• Your objective:
The lines to be extracted run from the start of the listing through the line containing "const [url, setUrl] = useState('');"; copy them exactly and nothing else.

Web page code records
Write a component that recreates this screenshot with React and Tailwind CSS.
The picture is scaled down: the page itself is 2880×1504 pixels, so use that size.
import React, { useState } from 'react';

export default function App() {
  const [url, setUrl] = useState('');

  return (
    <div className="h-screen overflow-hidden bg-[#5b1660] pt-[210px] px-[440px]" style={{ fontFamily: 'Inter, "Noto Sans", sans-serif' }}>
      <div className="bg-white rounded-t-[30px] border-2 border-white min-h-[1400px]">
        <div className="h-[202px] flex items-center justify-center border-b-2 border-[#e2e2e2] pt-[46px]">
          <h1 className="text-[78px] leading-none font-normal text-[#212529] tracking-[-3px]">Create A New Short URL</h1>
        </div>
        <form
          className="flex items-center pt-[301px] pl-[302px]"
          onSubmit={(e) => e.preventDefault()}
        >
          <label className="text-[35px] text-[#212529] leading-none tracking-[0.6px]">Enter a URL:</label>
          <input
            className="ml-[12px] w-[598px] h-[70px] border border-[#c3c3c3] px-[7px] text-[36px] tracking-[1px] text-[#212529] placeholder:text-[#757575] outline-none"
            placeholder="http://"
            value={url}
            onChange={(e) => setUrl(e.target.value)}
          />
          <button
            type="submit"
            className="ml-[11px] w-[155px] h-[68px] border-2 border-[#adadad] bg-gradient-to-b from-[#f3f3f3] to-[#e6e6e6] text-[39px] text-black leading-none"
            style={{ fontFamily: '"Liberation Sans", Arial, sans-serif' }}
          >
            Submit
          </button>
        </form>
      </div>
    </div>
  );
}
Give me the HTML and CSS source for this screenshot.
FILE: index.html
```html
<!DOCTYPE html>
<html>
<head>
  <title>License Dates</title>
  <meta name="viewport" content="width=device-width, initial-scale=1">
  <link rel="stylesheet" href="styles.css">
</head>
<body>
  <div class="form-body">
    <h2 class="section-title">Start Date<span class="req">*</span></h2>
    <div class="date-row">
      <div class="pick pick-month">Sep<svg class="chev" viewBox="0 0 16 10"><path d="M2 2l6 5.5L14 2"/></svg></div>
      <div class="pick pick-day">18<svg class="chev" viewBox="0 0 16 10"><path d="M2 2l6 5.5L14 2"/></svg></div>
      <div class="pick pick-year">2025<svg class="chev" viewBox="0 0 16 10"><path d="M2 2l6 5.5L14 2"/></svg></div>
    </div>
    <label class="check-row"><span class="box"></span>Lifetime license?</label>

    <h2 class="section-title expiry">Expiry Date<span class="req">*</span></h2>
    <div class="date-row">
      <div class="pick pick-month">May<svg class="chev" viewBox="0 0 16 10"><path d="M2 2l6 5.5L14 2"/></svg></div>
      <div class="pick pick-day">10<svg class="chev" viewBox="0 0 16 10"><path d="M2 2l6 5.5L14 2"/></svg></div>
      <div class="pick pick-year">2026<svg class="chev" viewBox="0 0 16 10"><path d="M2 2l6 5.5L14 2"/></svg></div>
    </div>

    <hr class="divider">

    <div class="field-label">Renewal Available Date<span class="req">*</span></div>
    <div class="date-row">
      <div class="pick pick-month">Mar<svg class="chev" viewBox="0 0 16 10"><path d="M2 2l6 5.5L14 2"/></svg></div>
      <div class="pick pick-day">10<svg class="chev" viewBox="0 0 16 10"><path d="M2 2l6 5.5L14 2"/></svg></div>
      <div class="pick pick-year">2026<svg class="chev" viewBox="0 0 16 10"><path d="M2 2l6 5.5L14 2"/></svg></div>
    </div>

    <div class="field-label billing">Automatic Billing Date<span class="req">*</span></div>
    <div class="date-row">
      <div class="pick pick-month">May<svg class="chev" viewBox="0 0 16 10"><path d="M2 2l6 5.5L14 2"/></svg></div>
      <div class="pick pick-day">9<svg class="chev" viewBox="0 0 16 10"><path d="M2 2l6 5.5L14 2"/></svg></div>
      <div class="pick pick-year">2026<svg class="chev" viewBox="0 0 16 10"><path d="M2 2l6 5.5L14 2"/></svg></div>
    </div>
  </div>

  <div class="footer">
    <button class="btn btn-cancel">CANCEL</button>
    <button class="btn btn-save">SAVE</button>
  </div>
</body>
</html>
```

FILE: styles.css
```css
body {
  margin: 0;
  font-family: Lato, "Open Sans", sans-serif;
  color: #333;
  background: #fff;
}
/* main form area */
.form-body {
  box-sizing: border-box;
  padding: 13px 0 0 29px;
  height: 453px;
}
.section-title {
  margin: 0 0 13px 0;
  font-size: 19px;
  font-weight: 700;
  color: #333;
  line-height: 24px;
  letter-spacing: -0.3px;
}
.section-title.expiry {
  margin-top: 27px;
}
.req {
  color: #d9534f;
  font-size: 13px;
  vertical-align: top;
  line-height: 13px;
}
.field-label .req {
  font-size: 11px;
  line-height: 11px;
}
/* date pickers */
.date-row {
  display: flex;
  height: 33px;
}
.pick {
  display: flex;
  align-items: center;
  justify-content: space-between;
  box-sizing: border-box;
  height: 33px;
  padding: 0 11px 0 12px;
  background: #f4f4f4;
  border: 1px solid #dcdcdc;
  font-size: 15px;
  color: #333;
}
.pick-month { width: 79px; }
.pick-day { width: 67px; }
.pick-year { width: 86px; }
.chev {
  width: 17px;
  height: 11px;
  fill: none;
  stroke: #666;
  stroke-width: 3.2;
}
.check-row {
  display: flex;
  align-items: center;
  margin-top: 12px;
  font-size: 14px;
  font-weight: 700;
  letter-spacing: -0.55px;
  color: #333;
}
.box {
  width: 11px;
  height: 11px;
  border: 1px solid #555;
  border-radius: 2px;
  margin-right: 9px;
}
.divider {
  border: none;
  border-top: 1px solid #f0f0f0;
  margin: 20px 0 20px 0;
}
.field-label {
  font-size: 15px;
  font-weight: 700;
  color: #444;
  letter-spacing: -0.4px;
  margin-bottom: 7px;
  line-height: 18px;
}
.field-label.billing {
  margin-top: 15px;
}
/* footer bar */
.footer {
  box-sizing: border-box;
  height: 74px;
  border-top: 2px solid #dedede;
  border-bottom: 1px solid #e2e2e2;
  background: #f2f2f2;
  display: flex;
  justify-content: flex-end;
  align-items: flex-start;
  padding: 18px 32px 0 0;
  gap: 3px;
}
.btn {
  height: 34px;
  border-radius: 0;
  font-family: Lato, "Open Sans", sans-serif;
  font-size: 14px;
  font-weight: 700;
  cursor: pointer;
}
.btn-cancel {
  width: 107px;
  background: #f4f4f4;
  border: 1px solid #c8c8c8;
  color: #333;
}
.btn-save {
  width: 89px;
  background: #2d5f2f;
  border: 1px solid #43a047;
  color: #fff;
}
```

• Exercise output:
Write a component that recreates this screenshot with React and Tailwind CSS.
The picture is scaled down: the page itself is 2880×1504 pixels, so use that size.
import React, { useState } from 'react';

export default function App() {
  const [url, setUrl] = useState('');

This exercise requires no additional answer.